SHORT PROBLEM
For this exercise, repeat all of the material verbatim apart from its images.

EXTRACTED MATERIAL
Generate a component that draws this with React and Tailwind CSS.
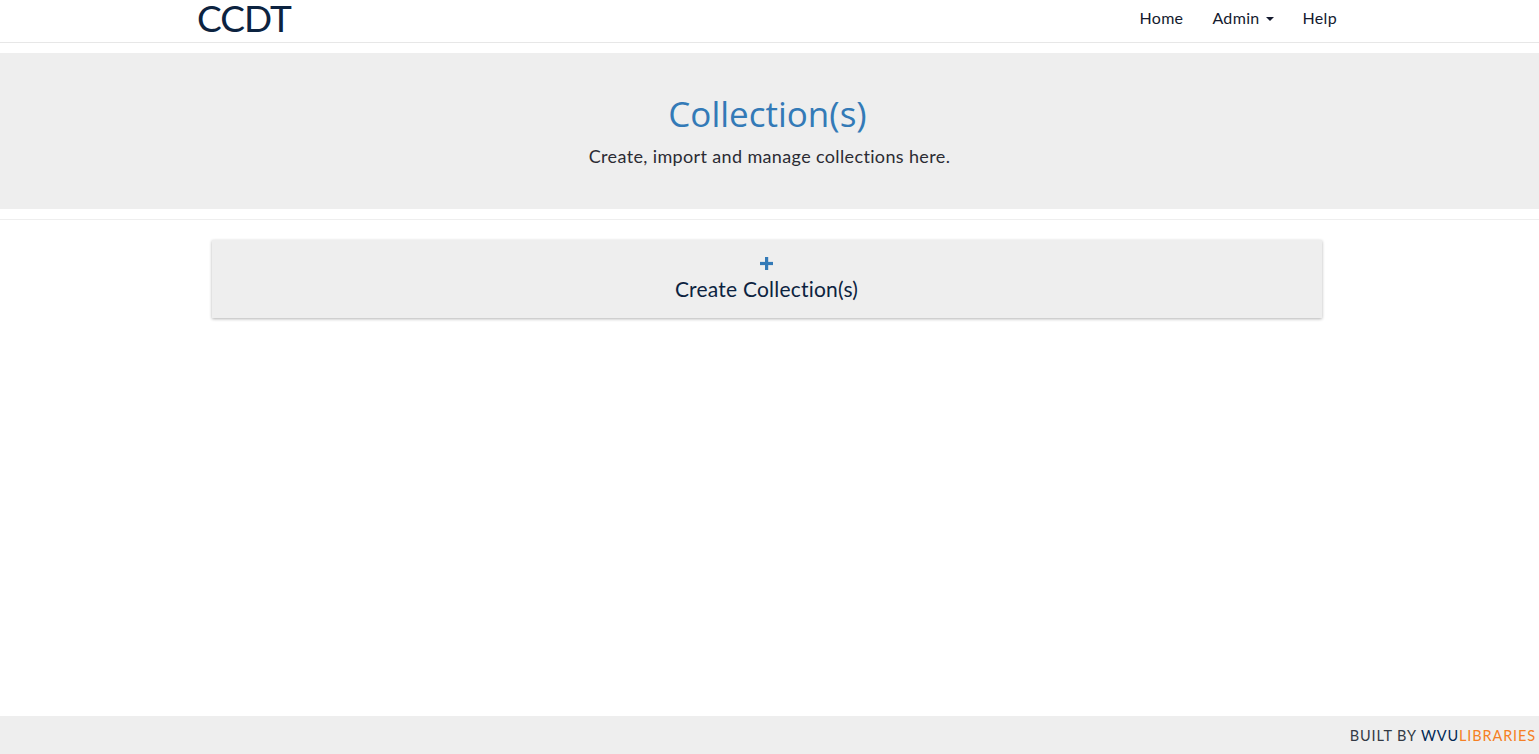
import React from "react";

const font = { fontFamily: '"Lato", "Noto Sans", sans-serif' };

export default function App() {
  return (
    <div className="min-h-screen flex flex-col bg-white" style={font}>
      <nav className="h-[43px] border-b border-[#e7e7e7] bg-white">
        <div className="w-[1145px] mx-auto flex items-start justify-between h-full">
          <a className="block h-[36px] text-[37px] leading-[36px] text-[#0c2340] tracking-tight">CCDT</a>
          <ul className="flex h-[36px] items-center gap-[29px] text-[16px] tracking-[0.02em] text-[#141a2e] pr-[5px]">
            <li>Home</li>
            <li className="flex items-center gap-[6px]">
              Admin
              <span className="w-0 h-0 border-l-[4px] border-r-[4px] border-t-[4px] border-l-transparent border-r-transparent border-t-[#141a2e] mt-[2px]"></span>
            </li>
            <li>Help</li>
          </ul>
        </div>
      </nav>

      <header className="mt-[10px] h-[156px] bg-[#eeeeee] flex flex-col items-center justify-center">
        <h1 className="text-[35px] leading-none text-[#337ab7] mt-[4px] -ml-[4px]" style={{ fontFamily: '"Open Sans", "Noto Sans", sans-serif' }}>Collection(s)</h1>
        <p className="text-[18px] tracking-[0.02em] text-[#2b2b33] mt-[12px]">Create, import and manage collections here.</p>
      </header>

      <div className="mt-[10px] border-t border-[#eeeeee]"></div>

      <main className="flex-1 pt-[20px] flex justify-center pr-[6px]">
        <button className="w-[1110px] h-[78px] flex flex-col items-center justify-center bg-[#eeeeee] shadow-[0_1px_3px_rgba(0,0,0,0.3)]">
          <svg width="13" height="13" viewBox="0 0 13 13" className="mb-[6px] mt-[2px]">
            <rect x="5" y="0" width="3.2" height="13" fill="#337ab7" />
            <rect x="0" y="4.9" width="13" height="3.2" fill="#337ab7" />
          </svg>
          <span className="text-[21px] tracking-[0.01em] text-[#0c2340] leading-tight">Create Collection(s)</span>
        </button>
      </main>

      <footer className="h-[38px] bg-[#eeeeee] flex items-center justify-end pr-[3px] pt-[2px] text-[14.5px] tracking-[0.06em]">
        <span className="text-[#333a45]">BUILT BY&nbsp;</span>
        <span className="text-[#002855]">WVU</span>
        <span className="text-[#f58025]">LIBRARIES</span>
      </footer>
    </div>
  );
}
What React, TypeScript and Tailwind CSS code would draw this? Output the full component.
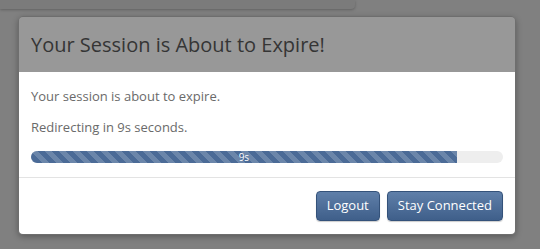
export default function App() {
  const font = { fontFamily: '"Open Sans", "Segoe UI", sans-serif' }
  return (
    <div className="w-[540px] h-[249px] bg-[#808080] overflow-hidden" style={font}>
      <div className="w-[355px] h-[9px] bg-[#7b7b7b] rounded-br-[4px] shadow-[0_1px_3px_rgba(0,0,0,0.25)]" />
      <div className="mt-[7px] ml-[18px] w-[498px] rounded-[5px] overflow-hidden border border-[#6e6e6e] shadow-[0_2px_6px_rgba(0,0,0,0.3)]">
        <div className="h-[55px] bg-[#989898] flex items-center px-[12px]">
          <h2 className="text-[20px] text-[#353535] font-normal">Your Session is About to Expire!</h2>
        </div>
        <div className="bg-white px-[12px] pt-[14px] pb-[14px] border-b border-[#e3e3e3]">
          <p className="text-[13px] leading-[20px] text-[#6a6a6a]">Your session is about to expire.</p>
          <p className="mt-[11px] text-[13px] leading-[20px] text-[#6a6a6a]">Redirecting in 9s seconds.</p>
          <div className="mt-[14px] h-[12px] rounded-full bg-[#eeeeee] overflow-hidden">
            <div
              className="h-full w-[90.2%] bg-[#4b6b97] flex items-center justify-center text-[10px] leading-none text-white bg-[linear-gradient(45deg,rgba(255,255,255,0.18)_25%,transparent_25%,transparent_50%,rgba(255,255,255,0.18)_50%,rgba(255,255,255,0.18)_75%,transparent_75%,transparent)] bg-[length:14px_14px]"
            >
              9s
            </div>
          </div>
        </div>
        <div className="bg-white h-[56px] flex items-center justify-end gap-[7px] px-[12px]">
          <button className="h-[30px] px-[10px] rounded-[4px] border border-[#34527a] bg-[linear-gradient(#5f7fa9,#3f5f8a)] text-white text-[13px] shadow-[0_1px_1px_rgba(0,0,0,0.2)]">
            Logout
          </button>
          <button className="h-[30px] px-[10px] rounded-[4px] border border-[#34527a] bg-[linear-gradient(#5f7fa9,#3f5f8a)] text-white text-[13px] shadow-[0_1px_1px_rgba(0,0,0,0.2)]">
            Stay Connected
          </button>
        </div>
      </div>
    </div>
  )
}
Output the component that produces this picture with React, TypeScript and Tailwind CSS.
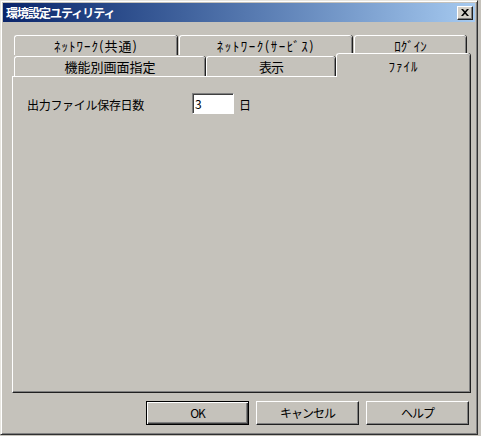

RESULT
Generate a component that draws this with React and Tailwind CSS.
import React from "react";

const font = { fontFamily: '"Lato", "Noto Sans", sans-serif' };

export default function App() {
  return (
    <div className="min-h-screen flex flex-col bg-white" style={font}>
      <nav className="h-[43px] border-b border-[#e7e7e7] bg-white">
        <div className="w-[1145px] mx-auto flex items-start justify-between h-full">
          <a className="block h-[36px] text-[37px] leading-[36px] text-[#0c2340] tracking-tight">CCDT</a>
          <ul className="flex h-[36px] items-center gap-[29px] text-[16px] tracking-[0.02em] text-[#141a2e] pr-[5px]">
            <li>Home</li>
            <li className="flex items-center gap-[6px]">
              Admin
              <span className="w-0 h-0 border-l-[4px] border-r-[4px] border-t-[4px] border-l-transparent border-r-transparent border-t-[#141a2e] mt-[2px]"></span>
            </li>
            <li>Help</li>
          </ul>
        </div>
      </nav>

      <header className="mt-[10px] h-[156px] bg-[#eeeeee] flex flex-col items-center justify-center">
        <h1 className="text-[35px] leading-none text-[#337ab7] mt-[4px] -ml-[4px]" style={{ fontFamily: '"Open Sans", "Noto Sans", sans-serif' }}>Collection(s)</h1>
        <p className="text-[18px] tracking-[0.02em] text-[#2b2b33] mt-[12px]">Create, import and manage collections here.</p>
      </header>

      <div className="mt-[10px] border-t border-[#eeeeee]"></div>

      <main className="flex-1 pt-[20px] flex justify-center pr-[6px]">
        <button className="w-[1110px] h-[78px] flex flex-col items-center justify-center bg-[#eeeeee] shadow-[0_1px_3px_rgba(0,0,0,0.3)]">
          <svg width="13" height="13" viewBox="0 0 13 13" className="mb-[6px] mt-[2px]">
            <rect x="5" y="0" width="3.2" height="13" fill="#337ab7" />
            <rect x="0" y="4.9" width="13" height="3.2" fill="#337ab7" />
          </svg>
          <span className="text-[21px] tracking-[0.01em] text-[#0c2340] leading-tight">Create Collection(s)</span>
        </button>
      </main>

      <footer className="h-[38px] bg-[#eeeeee] flex items-center justify-end pr-[3px] pt-[2px] text-[14.5px] tracking-[0.06em]">
        <span className="text-[#333a45]">BUILT BY&nbsp;</span>
        <span className="text-[#002855]">WVU</span>
        <span className="text-[#f58025]">LIBRARIES</span>
      </footer>
    </div>
  );
}
What React, TypeScript and Tailwind CSS code would draw this? Output the full component.
export default function App() {
  const font = { fontFamily: '"Open Sans", "Segoe UI", sans-serif' }
  return (
    <div className="w-[540px] h-[249px] bg-[#808080] overflow-hidden" style={font}>
      <div className="w-[355px] h-[9px] bg-[#7b7b7b] rounded-br-[4px] shadow-[0_1px_3px_rgba(0,0,0,0.25)]" />
      <div className="mt-[7px] ml-[18px] w-[498px] rounded-[5px] overflow-hidden border border-[#6e6e6e] shadow-[0_2px_6px_rgba(0,0,0,0.3)]">
        <div className="h-[55px] bg-[#989898] flex items-center px-[12px]">
          <h2 className="text-[20px] text-[#353535] font-normal">Your Session is About to Expire!</h2>
        </div>
        <div className="bg-white px-[12px] pt-[14px] pb-[14px] border-b border-[#e3e3e3]">
          <p className="text-[13px] leading-[20px] text-[#6a6a6a]">Your session is about to expire.</p>
          <p className="mt-[11px] text-[13px] leading-[20px] text-[#6a6a6a]">Redirecting in 9s seconds.</p>
          <div className="mt-[14px] h-[12px] rounded-full bg-[#eeeeee] overflow-hidden">
            <div
              className="h-full w-[90.2%] bg-[#4b6b97] flex items-center justify-center text-[10px] leading-none text-white bg-[linear-gradient(45deg,rgba(255,255,255,0.18)_25%,transparent_25%,transparent_50%,rgba(255,255,255,0.18)_50%,rgba(255,255,255,0.18)_75%,transparent_75%,transparent)] bg-[length:14px_14px]"
            >
              9s
            </div>
          </div>
        </div>
        <div className="bg-white h-[56px] flex items-center justify-end gap-[7px] px-[12px]">
          <button className="h-[30px] px-[10px] rounded-[4px] border border-[#34527a] bg-[linear-gradient(#5f7fa9,#3f5f8a)] text-white text-[13px] shadow-[0_1px_1px_rgba(0,0,0,0.2)]">
            Logout
          </button>
          <button className="h-[30px] px-[10px] rounded-[4px] border border-[#34527a] bg-[linear-gradient(#5f7fa9,#3f5f8a)] text-white text-[13px] shadow-[0_1px_1px_rgba(0,0,0,0.2)]">
            Stay Connected
          </button>
        </div>
      </div>
    </div>
  )
}
Output the component that produces this picture with React, TypeScript and Tailwind CSS.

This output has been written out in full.